Another bailout
October 24th, 2011 (01:49 pm)In this article entitled “Regulator throws lifeline to underwater borrowers”, another plan to help the housing industry is unveiled. See http://www.reuters.com/article/2011/10/24/us-usa-housing-idUSTRE79K6JY20111024
The truth is, this is more of the same failed plan of the past with a couple more bells and whistles.
There is currently a refinance program available for certain borrowers that make it less expensive and often easier to refinance their mortgage. The new “plan” makes that current program even more lenient since many borrowers don’t currently qualify. Simply put, it has not solved the problem. This is obvious by the continued decline in home prices and glut of excess housing inventory, but on the surface this new plan should help more struggling borrowers.
Under the new plan the requirements of refinance will be that the borrower have a job or some source of income and that the last 6 mortgage payments were made on time. We don’t yet know whether the borrower will have to document the income or if there will even be any qualifying requirments of the income. There are two big difference this time though we do know of.
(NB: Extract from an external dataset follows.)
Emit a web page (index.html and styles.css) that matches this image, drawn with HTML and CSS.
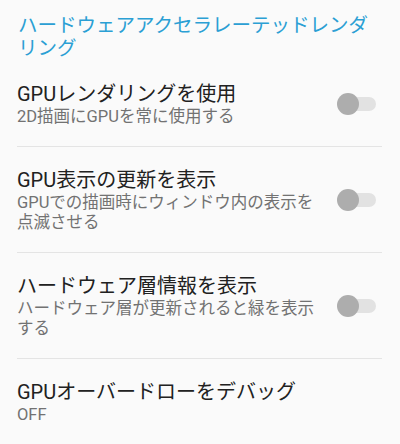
FILE: index.html
```html
<!DOCTYPE html>
<html lang="ja">
<head>
<meta charset="utf-8">
<title>ハードウェアアクセラレーテッドレンダリング</title>
<link rel="stylesheet" href="styles.css">
</head>
<body>
<div class="screen">
  <div class="category">ハードウェアアクセラレーテッドレンダリング</div>
  <div class="pref">
    <div class="text">
      <div class="title">GPUレンダリングを使用</div>
      <div class="summary">2D描画にGPUを常に使用する</div>
    </div>
    <div class="switch"><span class="track"></span><span class="thumb"></span></div>
  </div>
  <div class="pref">
    <div class="text">
      <div class="title">GPU表示の更新を表示</div>
      <div class="summary">GPUでの描画時にウィンドウ内の表示を点滅させる</div>
    </div>
    <div class="switch"><span class="track"></span><span class="thumb"></span></div>
  </div>
  <div class="pref">
    <div class="text">
      <div class="title">ハードウェア層情報を表示</div>
      <div class="summary">ハードウェア層が更新されると緑を表示する</div>
    </div>
    <div class="switch"><span class="track"></span><span class="thumb"></span></div>
  </div>
  <div class="pref last">
    <div class="text">
      <div class="title">GPUオーバードローをデバッグ</div>
      <div class="summary">OFF</div>
    </div>
  </div>
</div>
</body>
</html>
```
FILE: styles.css
```css
html, body {
  margin: 0;
  padding: 0;
  background: #fafafa;
}
.screen {
  width: 400px;
  height: 444px;
  overflow: hidden;
  font-family: Roboto, "Noto Sans CJK JP", sans-serif;
}
.category {
  padding: 15px 18px 1px 18px;
  font-size: 19.5px;
  line-height: 22.5px;
  color: #2b9fd4;
}
.pref {
  margin: 0 18px 0 17px;
  padding: 20px 0 19px;
  border-bottom: 1px solid #e4e4e4;
  display: flex;
  align-items: center;
}
.pref.last {
  border-bottom: none;
}
.text {
  flex: 1;
  min-width: 0;
}
.title {
  font-size: 20px;
  line-height: 26px;
  color: #212121;
}
.summary {
  font-size: 16.5px;
  line-height: 20px;
  color: #727272;
}
.switch {
  position: relative;
  width: 39px;
  height: 22px;
  margin: 0 6px 0 15px;
  flex: none;
}
.track {
  position: absolute;
  left: 3px;
  right: 0;
  top: 4px;
  height: 14px;
  border-radius: 7px;
  background: #e2e2e2;
}
.thumb {
  position: absolute;
  left: 0;
  top: 0;
  width: 22px;
  height: 22px;
  border-radius: 50%;
  background: #adadad;
}
```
First, there will be no limit how far underwater the mortgage can be–it could be a mortgage of $300,000 on a house valued at $100,000. Great, right? The current program limits the mortgage to no more than 125% of the home value. The problem is, and I have seen this firsthand, it doesn’t matter how low the rate is on these properties. Nobody wants even a 0% loan on a home that’s worth $50,000 less than the mortgage! Many homes are in a much worse position, too. While it’s estimated that there are 11 million mortgages underwater, and this plan could only help up to 1 million of them, the past has shown that these government programs are not actually implemented according to plan because lenders are reluctant to do the loans. Banks just do not offer the refinance program the way (as leniently) as the government intended. And afterall, it will take the lenders getting on board to actually make the loans available to make any program work. Why haven’t banks been lending?
That’s where the 2nd big difference comes in. Lenders will no longer be required to “buy back”, or basically be responsible at all, for loans that go bad after the government buys them. This has been the sticking point in the past and the main reason for lenders’ reluctance to help people out. Until now just the people with good credit, enough income to afford payments, and (for the most part) some equity in the property can refinance. The result, then, is the government plan facilitating these loans is being paid for by taxpayers and redistributed to people who don’t truly need help.
This new plan provision will extend credit, from the federal government, to struggling borrowers who are underwater with no recourse on the lenders who make the new loans. This appears to be another bailout. Banks’ loans that are so far underwater and have little hope of being paid off are going to be paid off (refinanced) with new money from the federal govrenment while the lenders now have no vested interest in whether the new loans pay on time or not. Effectively, we’ve just bailed banks out of the underwater loans.
Oh yeah, and there’s profit on the new loans once closed, too!